Especialistas da ONU pedem suspensão de portaria que muda regras de combate ao trabalho escravo

Declaração conjunta de especialistas em Direitos Humanos aponta ainda preocupação com cortes orçamentários em áreas que fiscalizam as condições de trabalho

Jamil Chade

GENEBRA – Especialistas em direitos humanos das Nações Unidas pediram hoje ao governo do Brasil que adote ações urgentes para combater medidas que possam reduzir a proteção das pessoas contra a escravidão. A declaração conjunta ainda expressa preocupação com cortes orçamentários para fiscalização e recomenda a suspensão da portaria que flexibiliza as regras de combate ao trabalho escravo.

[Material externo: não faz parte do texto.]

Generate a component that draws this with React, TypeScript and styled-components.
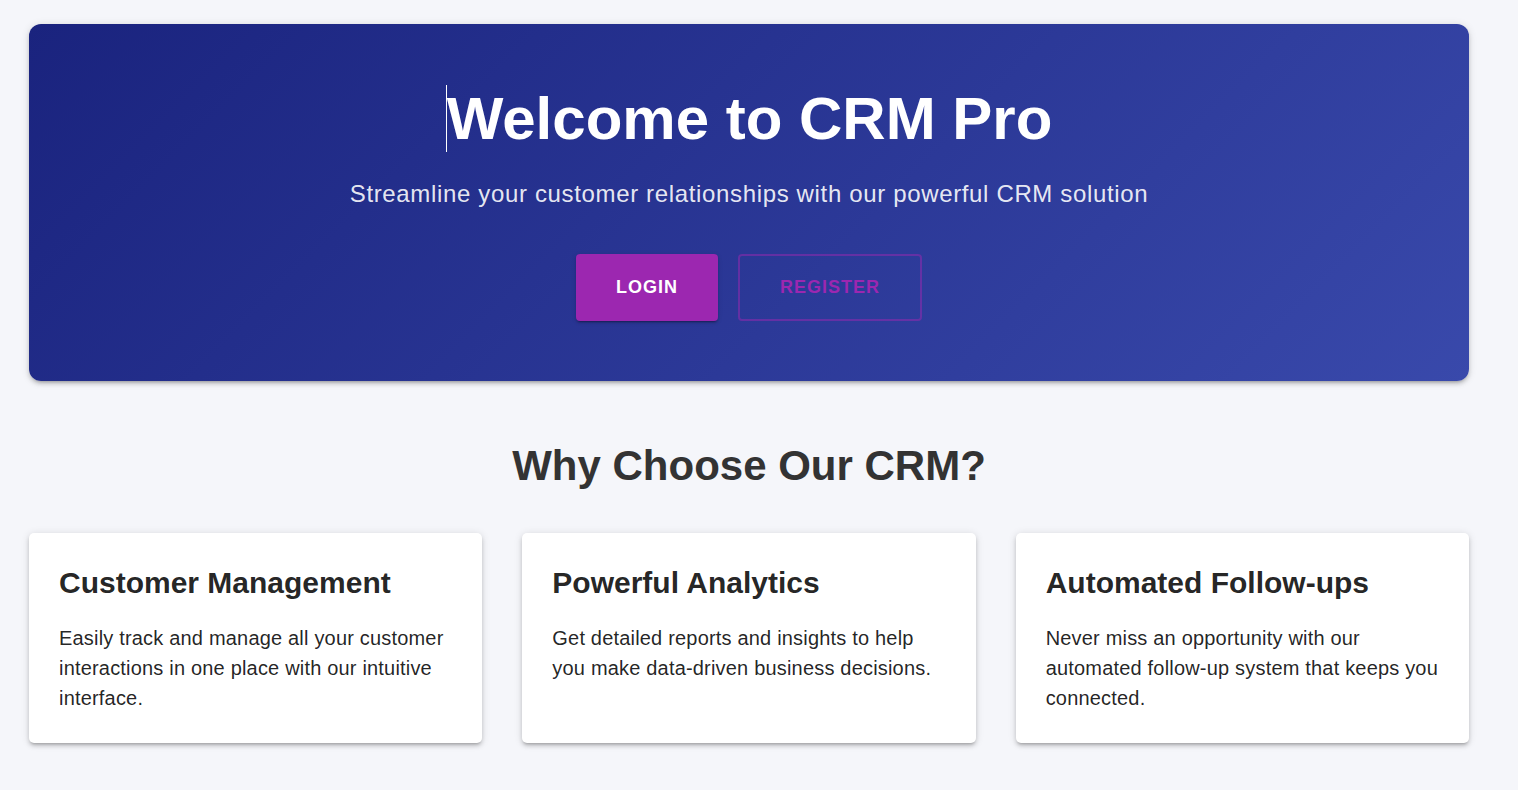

“O Brasil tem muitas vezes desempenhado um papel de liderança na luta contra a escravidão moderna, por isso é surpreendente e decepcionante ver medidas que poderiam fazer o país perder terreno nesta frente”, disseram os especialistas em uma declaração conjunta.

A Relatora Especial da ONU sobre a escravidão contemporânea, Urmila Bhoola, disse que uma série de desenvolvimentos estão causando preocupação, incluindo a portaria que limita a definição de escravidão e pode reduzir o número de vítimas detectadas.

“Esta portaria coloca o Brasil em risco de dar um passo atrás na forma como regula os negócios”, disse Bhoola. “É essencial que o Brasil tome ações decisivas agora para evitar o debilitamento das medidas anti-escravidão que foram implementadas na última década e que, por sua vez, enfraqueceriam a proteção das populações pobres e excluídas que são vulneráveis à escravidão”.

Surya Deva, que preside o Grupo de Trabalho da ONU sobre direitos humanos e corporações transnacionais e outras empresas comerciais, também expressou preocupação de que a portaria coloque o País em posição anterior na batalha contra o trabalho escravo.

“No relatório sobre a nossa visita ao Brasil, apresentado ao Conselho de Direitos Humanos em junho de 2016, o Grupo de Trabalho reconheceu iniciativas positivas para combater a escravidão moderna, como a chamada ‘lista suja’ que publicava informações sobre empregadores flagrados usando trabalho escravo, mas também advertiu sobre outra iniciativa que enfraquece a definição de trabalho escravo (projeto de lei do Senado nº 413/2013)”, disse Deva. “Também estamos preocupados com outras ações, incluindo cortes orçamentários para inspeções do trabalho, que desempenham um papel fundamental na detecção de vítimas e na erradicação da escravidão”.

Os especialistas reconheceram como positiva a ação do Supremo Tribunal Federal de suspender temporariamente a portaria ministerial, e solicitaram que o governo reverta a portaria permanentemente.